═════ Listing ═════
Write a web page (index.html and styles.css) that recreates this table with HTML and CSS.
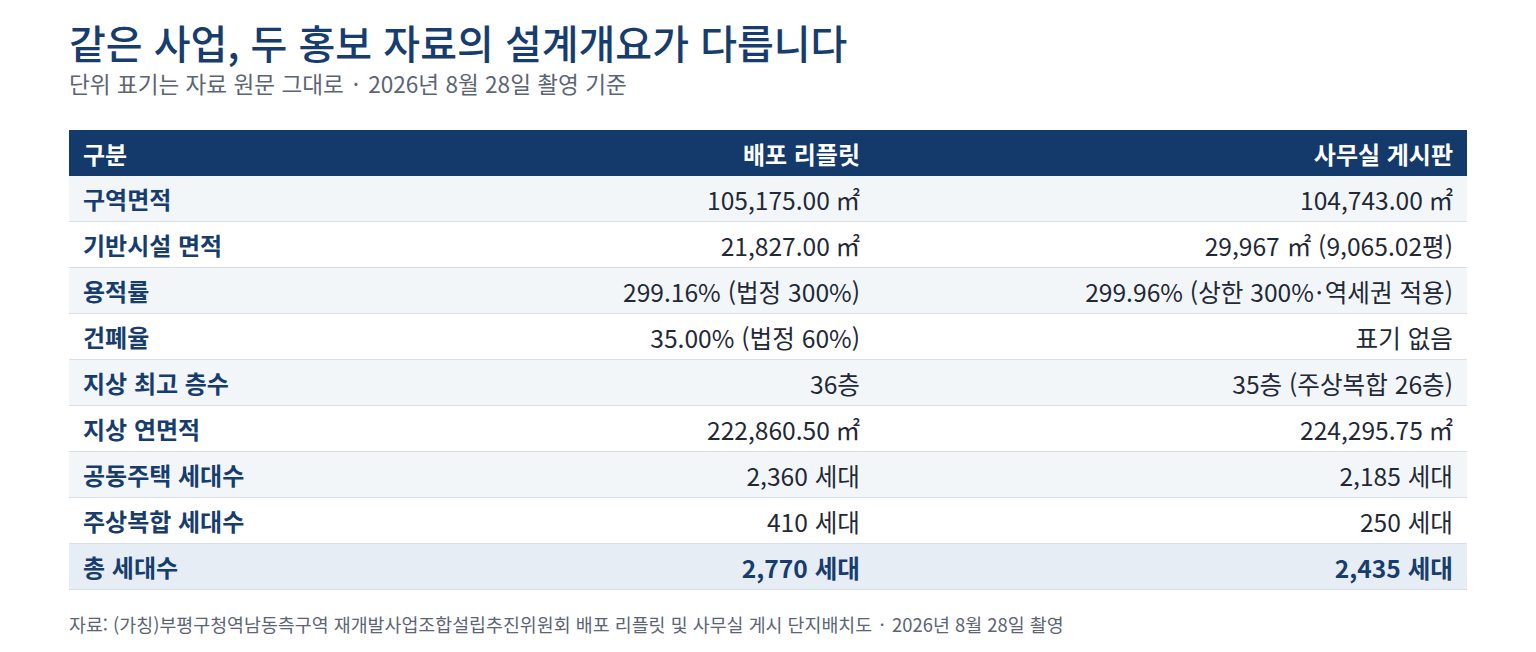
FILE: index.html
```html
<!DOCTYPE html>
<html lang="ko">
<head>
<meta charset="utf-8">
<link rel="stylesheet" href="styles.css">
</head>
<body>
<div class="page">
  <h1 class="title">같은 사업, 두 홍보 자료의 설계개요가 다릅니다</h1>
  <p class="subtitle">단위 표기는 자료 원문 그대로<span class="sep">·</span>2026년 8월 28일 촬영 기준</p>
  <table class="cmp">
    <colgroup><col class="c1"><col class="c2"><col class="c3"></colgroup>
    <thead>
      <tr><th class="lbl">구분</th><th>배포 리플릿</th><th>사무실 게시판</th></tr>
    </thead>
    <tbody>
      <tr><td class="lbl">구역면적</td><td>105,175.00 ㎡</td><td>104,743.00 ㎡</td></tr>
      <tr><td class="lbl">기반시설 면적</td><td>21,827.00 ㎡</td><td>29,967 ㎡ (9,065.02평)</td></tr>
      <tr><td class="lbl">용적률</td><td>299.16% (법정 300%)</td><td>299.96% (상한 300%<span class="dot">·</span>역세권 적용)</td></tr>
      <tr><td class="lbl">건폐율</td><td>35.00% (법정 60%)</td><td>표기 없음</td></tr>
      <tr><td class="lbl">지상 최고 층수</td><td>36층</td><td>35층 (주상복합 26층)</td></tr>
      <tr><td class="lbl">지상 연면적</td><td>222,860.50 ㎡</td><td>224,295.75 ㎡</td></tr>
      <tr><td class="lbl">공동주택 세대수</td><td>2,360 세대</td><td>2,185 세대</td></tr>
      <tr><td class="lbl">주상복합 세대수</td><td>410 세대</td><td>250 세대</td></tr>
      <tr class="total"><td class="lbl">총 세대수</td><td>2,770 세대</td><td>2,435 세대</td></tr>
    </tbody>
  </table>
  <p class="source">자료: (가칭)부평구청역남동측구역 재개발사업조합설립추진위원회 배포 리플릿 및 사무실 게시 단지배치도<span class="sep">·</span>2026년 8월 28일 촬영</p>
</div>
</body>
</html>
```

FILE: styles.css
```css
html, body {
  margin: 0;
  padding: 0;
  background: #ffffff;
}
body {
  font-family: "Noto Sans CJK KR", "Noto Sans", sans-serif;
  color: #1f2937;
}
.page {
  padding: 16px 69px 0 69px;
}
.title {
  margin: 0;
  font-size: 40px;
  font-weight: 500;
  line-height: 52px;
  color: #173d6e;
}
.subtitle {
  margin: 0;
  font-size: 22.6px;
  line-height: 32px;
  color: #5b6575;
}
.sep {
  display: inline-block;
  margin: 0 0.4em;
}
.dot {
  margin: 0 0.08em;
}
.cmp {
  margin-top: 30px;
  width: 1398px;
  border-collapse: collapse;
  table-layout: fixed;
  font-size: 24.6px;
}
.c1 { width: 212px; }
.c2 { width: 593px; }
.c3 { width: 593px; }
.cmp th, .cmp td {
  height: 45px;
  padding: 0 14px;
  text-align: right;
  white-space: nowrap;
}
.cmp th {
  background: #143a6b;
  color: #ffffff;
  font-weight: 700;
  font-size: 24px;
  height: 46px;
}
.cmp td {
  border-bottom: 1px solid #d9dfe8;
  color: #1f2937;
}
.cmp .lbl {
  text-align: left;
}
.cmp td.lbl {
  font-weight: 700;
  font-size: 24px;
  color: #173d6e;
}
.cmp tbody tr:nth-child(odd) td {
  background: #f3f6f9;
}
.cmp tbody tr:nth-child(even) td {
  background: #ffffff;
}
.cmp tbody tr.total td {
  background: #e6edf5;
  font-weight: 700;
  color: #173d6e;
}
.source {
  margin: 21px 0 0 0;
  font-size: 18.4px;
  line-height: 26px;
  color: #5b6575;
}
```
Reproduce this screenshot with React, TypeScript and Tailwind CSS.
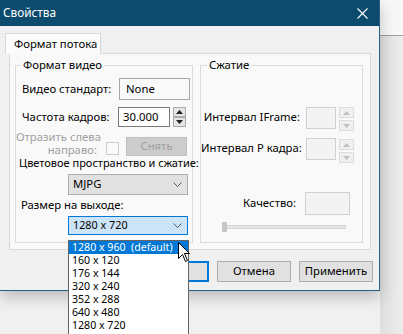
import React from "react";

const sizes = [
  "1280 x 960  (default)",
  "160 x 120",
  "176 x 144",
  "320 x 240",
  "352 x 288",
  "640 x 480",
  "1280 x 720",
  "1024 x 576",
];

function Spinner({ disabled = false, half = 10, gap = 1 }: { disabled?: boolean; half?: number; gap?: number }) {
  const box = disabled
    ? "border-[#dcdcdc] bg-[#f0f0f0]"
    : "border-[#adadad] bg-[#e5e5e5]";
  const fill = disabled ? "#c0c0c0" : "#202020";
  return (
    <div className="flex flex-col" style={{ gap }}>
      <div className={`border flex items-center justify-center ${box}`} style={{ height: half }}>
        <svg width="7" height="4" viewBox="0 0 7 4">
          <path d="M0 4 L3.5 0 L7 4 Z" fill={fill} />
        </svg>
      </div>
      <div className={`border flex items-center justify-center ${box}`} style={{ height: half }}>
        <svg width="7" height="4" viewBox="0 0 7 4">
          <path d="M0 0 L3.5 4 L7 0 Z" fill={fill} />
        </svg>
      </div>
    </div>
  );
}

function Chevron() {
  return (
    <svg width="9" height="6" viewBox="0 0 9 6" className="ml-auto mr-[5px]">
      <path d="M0.5 0.5 L4.5 4.5 L8.5 0.5" fill="none" stroke="#5a5a5a" strokeWidth="1" />
    </svg>
  );
}

export default function App() {
  return (
    <div className="relative w-[403px] h-[334px] overflow-hidden bg-[#f0f0f0] font-['Segoe_UI','Noto_Sans',sans-serif] text-[11.3px] text-black whitespace-nowrap flex">
      {/* dialog window */}
      <div className="w-[380px] flex flex-col">
        <div className="relative z-10 h-[291px] flex flex-col border-r border-b border-[#245f8a] shadow-[0_6px_14px_rgba(0,0,0,0.22)] bg-[#f0f0f0]">
          {/* title bar */}
          <div className="h-[26px] bg-[#0c4a6e] flex items-center pl-[3px] pr-[11px] text-white">
            <span className="text-[11.8px] leading-none">Свойства</span>
            <svg width="11" height="11" viewBox="0 0 11 11" className="ml-auto">
              <path d="M0.5 0.5 L10.5 10.5 M10.5 0.5 L0.5 10.5" stroke="#ffffff" strokeWidth="1.1" />
            </svg>
          </div>

          <div className="flex flex-col pt-[7px]">
            {/* tab header */}
            <div className="flex pl-[5px]">
              <div className="w-[96px] h-[21px] bg-[#fbfbfb] border border-b-0 border-[#d9d9d9] flex items-center pl-[8px] -mb-px relative z-10">
                Формат потока
              </div>
            </div>

            {/* tab page */}
            <div className="ml-[9px] w-[362px] h-[197px] border border-[#d9d9d9] bg-[#f9f9f9] flex pl-[5px] pt-[3px]">
              {/* video format group */}
              <fieldset className="min-w-0 shrink-0 w-[178px] h-[186px] border border-[#dcdcdc] flex flex-col">
                <legend className="ml-[5px] px-[2px] leading-[16px]">Формат видео</legend>

                <div className="flex items-center h-[22px] mt-[5px]">
                  <span className="w-[103px] pl-[6px]">Видео стандарт:</span>
                  <div className="w-[71px] h-[22px] border border-[#a8a8a8] flex items-center pl-[6px]">None</div>
                </div>

                <div className="flex items-center h-[20px] mt-[7px]">
                  <span className="w-[102px] pl-[6px]">Частота кадров:</span>
                  <div className="w-[52px] h-[20px] border border-[#7a7a7a] bg-white flex items-center pl-[4px]">30.000</div>
                  <div className="ml-[3px] w-[13px]">
                    <Spinner half={10} gap={0} />
                  </div>
                </div>

                <div className="flex items-start h-[26px] mt-[3px] text-[#a0a0a0]">
                  <div className="w-[81px] text-right leading-[13px]">
                    Отразить слева
                    <br />
                    направо:
                  </div>
                  <div className="ml-[9px] mt-[12px] w-[13px] h-[13px] border border-[#cccccc] bg-[#f9f9f9]" />
                  <div className="ml-[7px] mt-[7px] w-[61px] h-[19px] border border-[#bfbfbf] bg-[#cccccc] flex items-center justify-center">
                    Снять
                  </div>
                </div>

                <div className="h-[14px] leading-[14px] pl-[3px] text-[11px]">Цветовое пространство и сжатие:</div>

                <div className="ml-[52px] mt-[4px] w-[120px] h-[21px] border border-[#adadad] bg-[#e1e1e1] flex items-center pl-[4px]">
                  MJPG
                  <Chevron />
                </div>

                <div className="h-[14px] leading-[14px] pl-[5px] mt-[3px]">Размер на выходе:</div>

                <div className="ml-[52px] mt-[4px] w-[120px] h-[19px] border border-[#0078d7] bg-[#cce4f7] flex items-center pl-[4px] text-[10.8px]">
                  1280 x 720
                  <Chevron />
                </div>
              </fieldset>

              {/* compression group */}
              <fieldset className="min-w-0 shrink-0 ml-[7px] w-[163px] h-[186px] border border-[#dcdcdc] flex flex-col">
                <legend className="ml-[6px] px-[2px] leading-[16px]">Сжатие</legend>

                <div className="flex items-start h-[22px] mt-[34px]">
                  <span className="w-[99px] text-right leading-[20px]">Интервал IFrame:</span>
                  <div className="ml-[6px] w-[30px] h-[22px] border border-[#d0d0d0] bg-[#f3f3f3]" />
                  <div className="ml-[3px] w-[15px]">
                    <Spinner disabled half={11} gap={2} />
                  </div>
                </div>

                <div className="flex items-start h-[22px] mt-[9px]">
                  <span className="w-[99px] text-right leading-[20px]">Интервал P кадра:</span>
                  <div className="ml-[6px] w-[30px] h-[22px] border border-[#d0d0d0] bg-[#f3f3f3]" />
                  <div className="ml-[3px] w-[15px] mt-[1px]">
                    <Spinner disabled half={11} gap={2} />
                  </div>
                </div>

                <div className="flex items-center h-[23px] mt-[32px]">
                  <span className="w-[95px] text-right">Качество:</span>
                  <div className="ml-[9px] w-[45px] h-[23px] border border-[#d0d0d0] bg-[#f3f3f3]" />
                </div>

                <div className="relative ml-[21px] mt-[7px] w-[124px] h-[10px] flex items-center">
                  <div className="w-full h-[4px] border border-[#d6d6d6] bg-[#e7e7e7]" />
                  <div className="absolute left-0 top-0 w-[5px] h-[10px] bg-[#c6c6c6]" />
                </div>
              </fieldset>
            </div>

            {/* buttons */}
            <div className="flex justify-end gap-[8px] pr-[6px] mt-[11px]">
              <div className="w-[71px] h-[21px] border-2 border-[#0078d7] bg-[#e1e1e1] flex items-center justify-center">OK</div>
              <div className="w-[74px] h-[21px] border border-[#adadad] bg-[#e1e1e1] flex items-center justify-center">Отмена</div>
              <div className="w-[74px] h-[21px] border border-[#adadad] bg-[#e1e1e1] flex items-center justify-center">Применить</div>
            </div>
          </div>
        </div>
      </div>

      {/* window behind, on the right */}
      <div className="flex-1 flex flex-col">
        <div className="h-[35px] bg-[#f7f7f7]" />
        <div className="h-px bg-[#a0a0a0]" />
        <div className="flex-1 bg-gradient-to-r from-[#dedede] to-[#ededed]" />
      </div>

      {/* open combo list */}
      <div className="absolute z-20 left-[68px] top-[240px] w-[121px] h-[110px] border border-[#646464] bg-white text-[10.6px]">
        {sizes.map((s, i) => (
          <div
            key={s}
            className={`h-[13px] leading-[13px] pl-[3px] whitespace-pre ${i === 0 ? "bg-[#0078d7] text-white" : ""}`}
          >
            {s}
          </div>
        ))}
      </div>

      {/* mouse pointer */}
      <svg className="absolute z-30 left-[178px] top-[242px]" width="13" height="21" viewBox="0 0 13 21">
        <path d="M0.5 0.5 L0.5 16.5 L4.5 12.5 L7.5 19.5 L9.5 18.5 L6.5 11.5 L11.5 11.5 Z" fill="#ffffff" stroke="#000000" strokeWidth="1" strokeLinejoin="round" />
      </svg>
    </div>
  );
}
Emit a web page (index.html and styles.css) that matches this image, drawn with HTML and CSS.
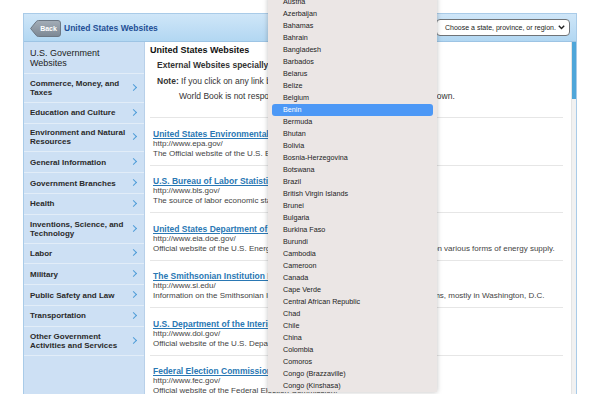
═════
Filter lines by "that" and return each hit.

Write a web page (index.html and styles.css) that recreates this table with HTML and CSS.
Emit a web page (index.html and styles.css) that matches this image, drawn with HTML and CSS.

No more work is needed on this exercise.